__WHAT THE TASK ASKS__. Go through the material and write it all out exactly, minus the pictures.

__DATA EXCERPT__.
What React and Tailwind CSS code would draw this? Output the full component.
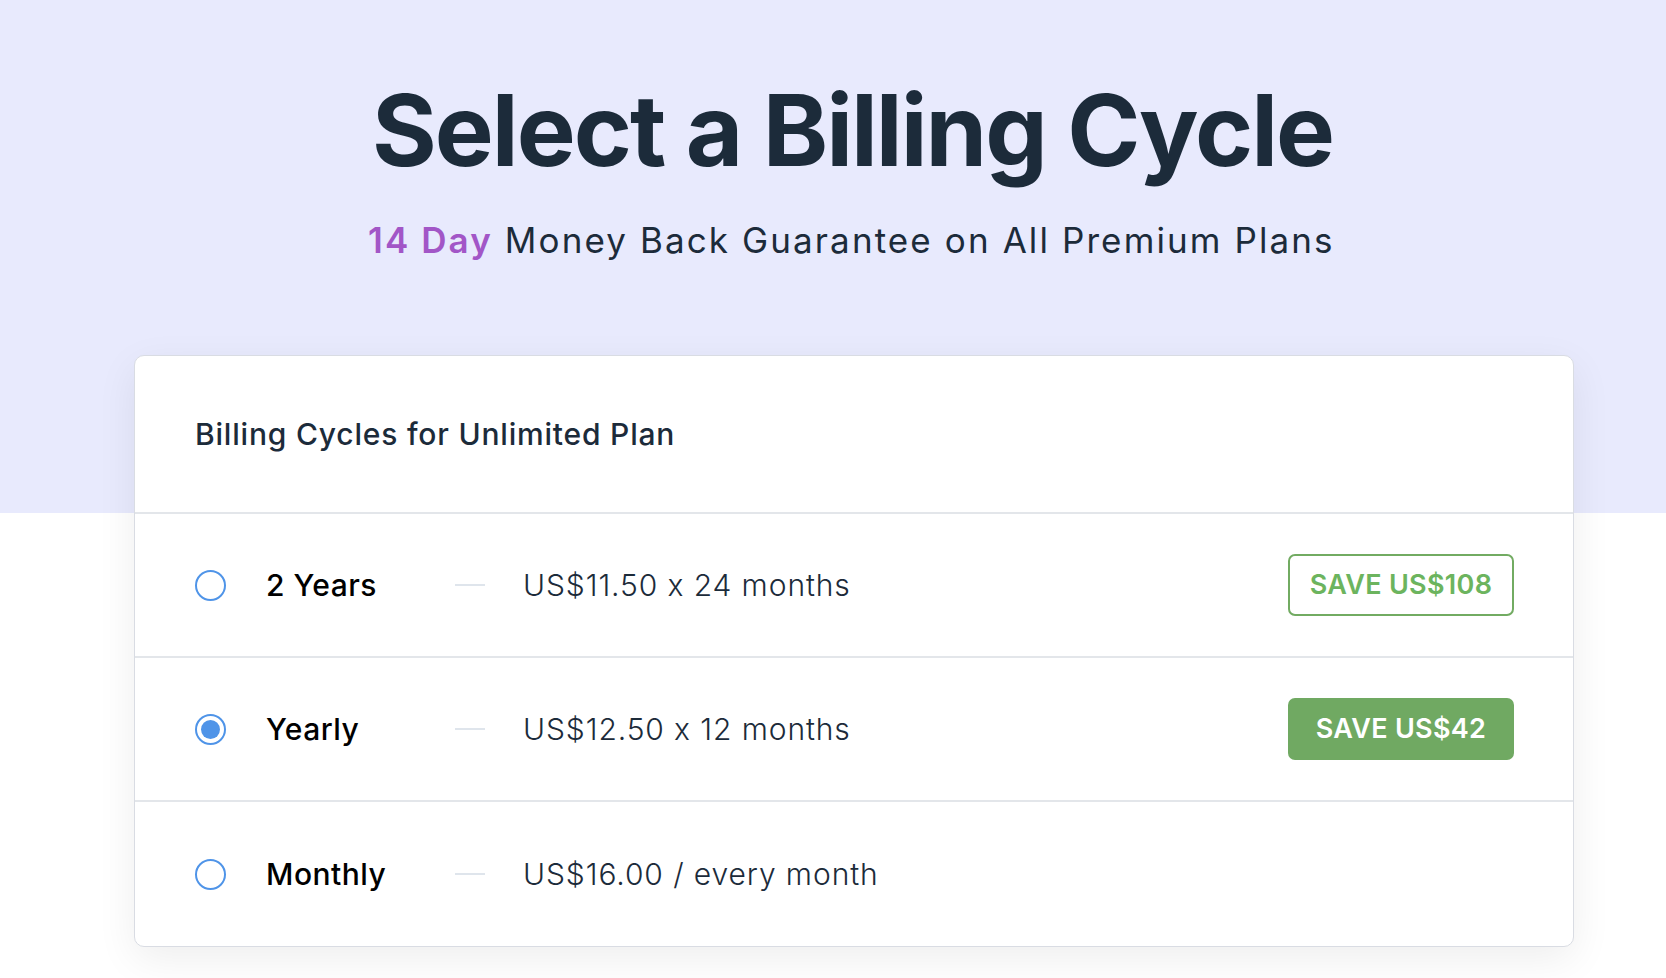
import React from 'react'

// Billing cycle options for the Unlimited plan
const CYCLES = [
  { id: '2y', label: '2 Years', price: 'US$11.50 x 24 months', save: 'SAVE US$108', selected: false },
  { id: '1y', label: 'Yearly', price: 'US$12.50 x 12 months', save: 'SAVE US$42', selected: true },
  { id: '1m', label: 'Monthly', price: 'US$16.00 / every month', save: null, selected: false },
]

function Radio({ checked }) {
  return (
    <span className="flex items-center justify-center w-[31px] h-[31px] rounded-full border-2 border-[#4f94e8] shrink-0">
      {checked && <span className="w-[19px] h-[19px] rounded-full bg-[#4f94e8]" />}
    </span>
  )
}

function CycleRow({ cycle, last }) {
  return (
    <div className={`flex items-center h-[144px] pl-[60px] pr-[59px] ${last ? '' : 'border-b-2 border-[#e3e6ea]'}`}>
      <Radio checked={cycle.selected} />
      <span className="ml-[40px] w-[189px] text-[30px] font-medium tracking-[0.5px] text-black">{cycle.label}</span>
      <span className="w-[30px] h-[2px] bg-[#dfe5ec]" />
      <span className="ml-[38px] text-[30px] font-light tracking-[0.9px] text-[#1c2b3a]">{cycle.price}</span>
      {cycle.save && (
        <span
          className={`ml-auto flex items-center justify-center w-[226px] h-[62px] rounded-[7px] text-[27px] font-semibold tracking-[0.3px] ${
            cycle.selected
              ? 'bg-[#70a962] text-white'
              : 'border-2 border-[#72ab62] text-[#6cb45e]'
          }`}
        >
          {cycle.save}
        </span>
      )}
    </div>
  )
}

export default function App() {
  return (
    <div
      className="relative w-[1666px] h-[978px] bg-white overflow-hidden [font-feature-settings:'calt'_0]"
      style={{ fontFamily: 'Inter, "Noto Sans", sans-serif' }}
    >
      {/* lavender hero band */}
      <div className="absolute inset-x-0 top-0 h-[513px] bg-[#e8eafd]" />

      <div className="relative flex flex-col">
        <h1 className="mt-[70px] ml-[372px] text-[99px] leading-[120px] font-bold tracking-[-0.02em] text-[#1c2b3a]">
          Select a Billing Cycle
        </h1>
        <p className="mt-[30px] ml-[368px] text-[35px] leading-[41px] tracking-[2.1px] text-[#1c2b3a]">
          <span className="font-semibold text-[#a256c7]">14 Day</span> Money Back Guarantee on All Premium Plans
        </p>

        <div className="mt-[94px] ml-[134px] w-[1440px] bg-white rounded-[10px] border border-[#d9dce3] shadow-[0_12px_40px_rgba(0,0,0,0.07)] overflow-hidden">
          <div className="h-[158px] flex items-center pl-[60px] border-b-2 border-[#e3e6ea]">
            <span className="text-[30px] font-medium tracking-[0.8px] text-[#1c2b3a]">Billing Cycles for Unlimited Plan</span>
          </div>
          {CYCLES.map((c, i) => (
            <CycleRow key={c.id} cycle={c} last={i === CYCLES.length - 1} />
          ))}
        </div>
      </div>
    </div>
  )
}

__THE REPLY__.
What React and Tailwind CSS code would draw this? Output the full component.
import React from 'react'

// Billing cycle options for the Unlimited plan
const CYCLES = [
  { id: '2y', label: '2 Years', price: 'US$11.50 x 24 months', save: 'SAVE US$108', selected: false },
  { id: '1y', label: 'Yearly', price: 'US$12.50 x 12 months', save: 'SAVE US$42', selected: true },
  { id: '1m', label: 'Monthly', price: 'US$16.00 / every month', save: null, selected: false },
]

function Radio({ checked }) {
  return (
    <span className="flex items-center justify-center w-[31px] h-[31px] rounded-full border-2 border-[#4f94e8] shrink-0">
      {checked && <span className="w-[19px] h-[19px] rounded-full bg-[#4f94e8]" />}
    </span>
  )
}

function CycleRow({ cycle, last }) {
  return (
    <div className={`flex items-center h-[144px] pl-[60px] pr-[59px] ${last ? '' : 'border-b-2 border-[#e3e6ea]'}`}>
      <Radio checked={cycle.selected} />
      <span className="ml-[40px] w-[189px] text-[30px] font-medium tracking-[0.5px] text-black">{cycle.label}</span>
      <span className="w-[30px] h-[2px] bg-[#dfe5ec]" />
      <span className="ml-[38px] text-[30px] font-light tracking-[0.9px] text-[#1c2b3a]">{cycle.price}</span>
      {cycle.save && (
        <span
          className={`ml-auto flex items-center justify-center w-[226px] h-[62px] rounded-[7px] text-[27px] font-semibold tracking-[0.3px] ${
            cycle.selected
              ? 'bg-[#70a962] text-white'
              : 'border-2 border-[#72ab62] text-[#6cb45e]'
          }`}
        >
          {cycle.save}
        </span>
      )}
    </div>
  )
}

export default function App() {
  return (
    <div
      className="relative w-[1666px] h-[978px] bg-white overflow-hidden [font-feature-settings:'calt'_0]"
      style={{ fontFamily: 'Inter, "Noto Sans", sans-serif' }}
    >
      {/* lavender hero band */}
      <div className="absolute inset-x-0 top-0 h-[513px] bg-[#e8eafd]" />

      <div className="relative flex flex-col">
        <h1 className="mt-[70px] ml-[372px] text-[99px] leading-[120px] font-bold tracking-[-0.02em] text-[#1c2b3a]">
          Select a Billing Cycle
        </h1>
        <p className="mt-[30px] ml-[368px] text-[35px] leading-[41px] tracking-[2.1px] text-[#1c2b3a]">
          <span className="font-semibold text-[#a256c7]">14 Day</span> Money Back Guarantee on All Premium Plans
        </p>

        <div className="mt-[94px] ml-[134px] w-[1440px] bg-white rounded-[10px] border border-[#d9dce3] shadow-[0_12px_40px_rgba(0,0,0,0.07)] overflow-hidden">
          <div className="h-[158px] flex items-center pl-[60px] border-b-2 border-[#e3e6ea]">
            <span className="text-[30px] font-medium tracking-[0.8px] text-[#1c2b3a]">Billing Cycles for Unlimited Plan</span>
          </div>
          {CYCLES.map((c, i) => (
            <CycleRow key={c.id} cycle={c} last={i === CYCLES.length - 1} />
          ))}
        </div>
      </div>
    </div>
  )
}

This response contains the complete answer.